Stored data

—————

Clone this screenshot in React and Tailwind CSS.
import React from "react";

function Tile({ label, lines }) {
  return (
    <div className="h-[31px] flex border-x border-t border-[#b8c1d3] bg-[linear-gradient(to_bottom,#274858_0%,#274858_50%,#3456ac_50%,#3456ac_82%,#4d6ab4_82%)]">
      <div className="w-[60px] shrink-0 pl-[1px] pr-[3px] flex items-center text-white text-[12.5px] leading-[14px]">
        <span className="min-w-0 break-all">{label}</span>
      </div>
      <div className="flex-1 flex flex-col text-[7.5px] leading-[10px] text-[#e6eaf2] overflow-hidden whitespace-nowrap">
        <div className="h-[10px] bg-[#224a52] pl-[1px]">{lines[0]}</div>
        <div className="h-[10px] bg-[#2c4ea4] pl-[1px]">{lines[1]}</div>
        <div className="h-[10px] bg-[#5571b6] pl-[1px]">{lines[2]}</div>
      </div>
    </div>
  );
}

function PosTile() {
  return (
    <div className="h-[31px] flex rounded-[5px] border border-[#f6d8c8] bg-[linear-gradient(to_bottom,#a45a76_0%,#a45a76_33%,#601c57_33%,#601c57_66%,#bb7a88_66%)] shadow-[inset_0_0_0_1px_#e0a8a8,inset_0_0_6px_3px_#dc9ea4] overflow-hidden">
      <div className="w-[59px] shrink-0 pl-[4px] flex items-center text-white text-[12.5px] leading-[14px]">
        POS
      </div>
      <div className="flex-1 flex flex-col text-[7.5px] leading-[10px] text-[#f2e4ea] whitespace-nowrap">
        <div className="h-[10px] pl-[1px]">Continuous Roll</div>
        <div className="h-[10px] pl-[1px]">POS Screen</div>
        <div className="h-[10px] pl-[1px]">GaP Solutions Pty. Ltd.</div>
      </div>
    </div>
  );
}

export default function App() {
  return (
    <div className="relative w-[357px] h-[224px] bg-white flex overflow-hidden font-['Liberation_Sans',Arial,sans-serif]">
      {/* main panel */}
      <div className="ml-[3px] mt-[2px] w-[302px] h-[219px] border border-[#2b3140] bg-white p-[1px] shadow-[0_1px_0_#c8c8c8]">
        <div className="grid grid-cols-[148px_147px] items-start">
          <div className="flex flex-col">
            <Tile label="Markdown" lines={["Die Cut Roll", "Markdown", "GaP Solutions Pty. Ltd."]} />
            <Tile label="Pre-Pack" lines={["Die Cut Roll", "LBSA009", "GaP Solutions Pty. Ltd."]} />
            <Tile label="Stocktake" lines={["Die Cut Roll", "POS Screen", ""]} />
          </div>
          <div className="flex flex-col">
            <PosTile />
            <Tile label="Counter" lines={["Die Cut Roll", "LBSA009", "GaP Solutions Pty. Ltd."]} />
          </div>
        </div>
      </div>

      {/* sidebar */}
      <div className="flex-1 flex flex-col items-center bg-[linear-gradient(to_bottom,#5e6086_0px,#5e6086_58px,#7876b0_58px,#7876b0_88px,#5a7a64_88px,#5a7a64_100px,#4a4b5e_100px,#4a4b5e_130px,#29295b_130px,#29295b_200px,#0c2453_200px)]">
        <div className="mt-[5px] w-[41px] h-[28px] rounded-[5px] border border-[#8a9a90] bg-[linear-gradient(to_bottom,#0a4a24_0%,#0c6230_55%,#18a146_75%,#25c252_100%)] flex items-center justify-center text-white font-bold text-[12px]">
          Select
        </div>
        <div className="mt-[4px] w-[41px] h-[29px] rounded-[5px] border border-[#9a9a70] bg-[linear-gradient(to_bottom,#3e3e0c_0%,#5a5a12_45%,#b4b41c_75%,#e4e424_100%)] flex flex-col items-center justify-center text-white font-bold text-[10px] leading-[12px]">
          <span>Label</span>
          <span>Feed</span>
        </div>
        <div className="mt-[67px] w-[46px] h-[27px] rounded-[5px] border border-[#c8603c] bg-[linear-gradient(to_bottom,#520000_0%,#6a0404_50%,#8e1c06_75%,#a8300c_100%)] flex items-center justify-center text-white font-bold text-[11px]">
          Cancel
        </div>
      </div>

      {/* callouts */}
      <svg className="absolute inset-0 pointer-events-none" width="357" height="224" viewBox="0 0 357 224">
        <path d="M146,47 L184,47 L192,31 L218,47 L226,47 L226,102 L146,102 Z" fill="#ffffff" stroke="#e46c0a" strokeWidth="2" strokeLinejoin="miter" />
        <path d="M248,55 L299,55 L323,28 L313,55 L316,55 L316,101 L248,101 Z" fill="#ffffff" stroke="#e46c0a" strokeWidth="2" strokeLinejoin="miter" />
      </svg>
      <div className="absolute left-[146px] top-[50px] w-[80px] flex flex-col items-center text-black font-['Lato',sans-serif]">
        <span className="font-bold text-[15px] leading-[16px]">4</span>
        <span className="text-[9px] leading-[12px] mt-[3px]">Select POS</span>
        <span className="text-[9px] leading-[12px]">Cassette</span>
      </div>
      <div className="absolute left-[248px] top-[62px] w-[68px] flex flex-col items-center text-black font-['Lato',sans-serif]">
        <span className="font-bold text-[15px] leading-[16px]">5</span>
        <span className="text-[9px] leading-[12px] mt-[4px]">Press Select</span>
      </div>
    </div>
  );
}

—————

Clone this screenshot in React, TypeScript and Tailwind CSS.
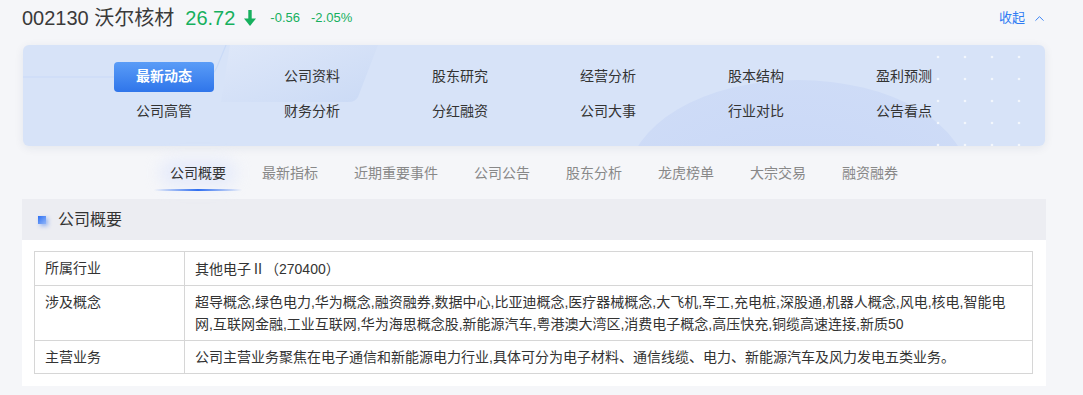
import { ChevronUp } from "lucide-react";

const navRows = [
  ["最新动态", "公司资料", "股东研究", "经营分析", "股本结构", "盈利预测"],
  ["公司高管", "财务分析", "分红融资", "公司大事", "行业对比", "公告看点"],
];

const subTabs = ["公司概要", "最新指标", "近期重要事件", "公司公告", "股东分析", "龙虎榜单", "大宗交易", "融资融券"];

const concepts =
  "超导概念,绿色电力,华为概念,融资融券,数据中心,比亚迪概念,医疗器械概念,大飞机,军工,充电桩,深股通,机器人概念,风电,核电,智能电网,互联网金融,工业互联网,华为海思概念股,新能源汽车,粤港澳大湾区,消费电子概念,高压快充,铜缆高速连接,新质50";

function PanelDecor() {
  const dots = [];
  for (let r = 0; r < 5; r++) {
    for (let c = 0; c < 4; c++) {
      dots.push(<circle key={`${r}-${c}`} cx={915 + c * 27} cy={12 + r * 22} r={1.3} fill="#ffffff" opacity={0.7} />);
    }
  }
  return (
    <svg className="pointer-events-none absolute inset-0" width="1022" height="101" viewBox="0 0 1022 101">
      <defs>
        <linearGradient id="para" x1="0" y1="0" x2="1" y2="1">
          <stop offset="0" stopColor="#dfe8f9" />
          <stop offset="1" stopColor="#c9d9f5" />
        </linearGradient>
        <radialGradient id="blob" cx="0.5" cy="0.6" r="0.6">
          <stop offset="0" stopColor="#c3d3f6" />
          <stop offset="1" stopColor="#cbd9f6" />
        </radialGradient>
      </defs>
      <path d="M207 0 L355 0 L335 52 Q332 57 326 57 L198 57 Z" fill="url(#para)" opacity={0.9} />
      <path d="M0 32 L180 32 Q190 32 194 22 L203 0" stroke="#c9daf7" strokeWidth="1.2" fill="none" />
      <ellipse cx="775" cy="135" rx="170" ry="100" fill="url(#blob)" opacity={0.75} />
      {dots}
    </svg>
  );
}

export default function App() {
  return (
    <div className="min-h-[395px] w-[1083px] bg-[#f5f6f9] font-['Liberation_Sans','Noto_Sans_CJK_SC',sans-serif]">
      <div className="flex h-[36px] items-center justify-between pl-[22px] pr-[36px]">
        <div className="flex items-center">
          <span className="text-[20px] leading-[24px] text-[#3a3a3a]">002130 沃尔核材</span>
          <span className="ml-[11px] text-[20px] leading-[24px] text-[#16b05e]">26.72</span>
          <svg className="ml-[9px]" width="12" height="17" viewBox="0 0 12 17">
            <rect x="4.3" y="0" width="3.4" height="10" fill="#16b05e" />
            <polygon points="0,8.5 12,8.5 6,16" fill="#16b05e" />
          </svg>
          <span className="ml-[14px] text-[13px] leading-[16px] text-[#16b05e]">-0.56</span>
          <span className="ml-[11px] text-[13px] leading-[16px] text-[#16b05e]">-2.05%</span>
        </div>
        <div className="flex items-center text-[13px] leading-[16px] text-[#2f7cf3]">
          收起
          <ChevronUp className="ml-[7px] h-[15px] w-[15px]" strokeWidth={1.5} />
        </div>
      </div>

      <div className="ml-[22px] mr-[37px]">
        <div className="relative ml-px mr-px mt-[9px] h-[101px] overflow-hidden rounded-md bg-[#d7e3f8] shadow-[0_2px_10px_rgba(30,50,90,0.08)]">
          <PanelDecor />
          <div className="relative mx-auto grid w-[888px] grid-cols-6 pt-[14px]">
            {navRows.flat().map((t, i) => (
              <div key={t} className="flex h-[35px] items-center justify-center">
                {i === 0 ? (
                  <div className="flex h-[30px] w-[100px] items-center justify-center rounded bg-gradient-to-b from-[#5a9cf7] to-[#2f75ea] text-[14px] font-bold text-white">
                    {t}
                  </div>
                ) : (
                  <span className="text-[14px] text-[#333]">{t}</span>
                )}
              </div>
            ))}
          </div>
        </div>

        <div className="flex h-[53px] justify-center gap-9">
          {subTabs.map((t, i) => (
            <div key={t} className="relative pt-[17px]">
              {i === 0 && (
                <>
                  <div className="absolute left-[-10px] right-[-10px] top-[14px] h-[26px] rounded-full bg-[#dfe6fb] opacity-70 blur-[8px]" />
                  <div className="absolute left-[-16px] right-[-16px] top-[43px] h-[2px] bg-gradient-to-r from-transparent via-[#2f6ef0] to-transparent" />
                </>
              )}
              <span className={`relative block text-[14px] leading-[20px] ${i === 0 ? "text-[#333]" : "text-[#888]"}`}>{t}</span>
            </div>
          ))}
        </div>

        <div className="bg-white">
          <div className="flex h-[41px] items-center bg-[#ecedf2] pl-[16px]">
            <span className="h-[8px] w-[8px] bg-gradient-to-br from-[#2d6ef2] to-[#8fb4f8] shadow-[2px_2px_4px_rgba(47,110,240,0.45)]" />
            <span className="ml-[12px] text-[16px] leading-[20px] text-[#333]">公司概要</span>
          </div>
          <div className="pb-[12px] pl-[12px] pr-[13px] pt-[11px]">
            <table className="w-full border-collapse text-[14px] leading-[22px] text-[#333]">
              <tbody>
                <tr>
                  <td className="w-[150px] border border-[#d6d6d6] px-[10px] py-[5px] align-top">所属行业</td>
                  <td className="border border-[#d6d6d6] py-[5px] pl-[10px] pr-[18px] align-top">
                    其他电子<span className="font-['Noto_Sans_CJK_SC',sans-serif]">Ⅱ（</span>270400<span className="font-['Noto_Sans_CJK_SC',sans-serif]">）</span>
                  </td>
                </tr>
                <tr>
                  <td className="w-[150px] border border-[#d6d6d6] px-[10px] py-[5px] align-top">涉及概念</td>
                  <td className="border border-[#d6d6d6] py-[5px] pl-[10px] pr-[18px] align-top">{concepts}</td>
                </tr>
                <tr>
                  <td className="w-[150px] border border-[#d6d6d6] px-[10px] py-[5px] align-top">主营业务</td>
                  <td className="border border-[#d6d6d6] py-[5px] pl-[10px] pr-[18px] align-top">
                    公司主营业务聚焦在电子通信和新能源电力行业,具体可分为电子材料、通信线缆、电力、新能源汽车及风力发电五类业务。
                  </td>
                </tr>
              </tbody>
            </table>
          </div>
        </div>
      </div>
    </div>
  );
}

—————

__PROBLEM DESCRIPTION__
Extract the run of lines that opens with the line containing "Clone this screenshot in React and" and closes with the line containing "import React from"; reproduce it exactly and add nothing.

__WRITTEN RESPONSE__
Clone this screenshot in React and Tailwind CSS.
import React from "react";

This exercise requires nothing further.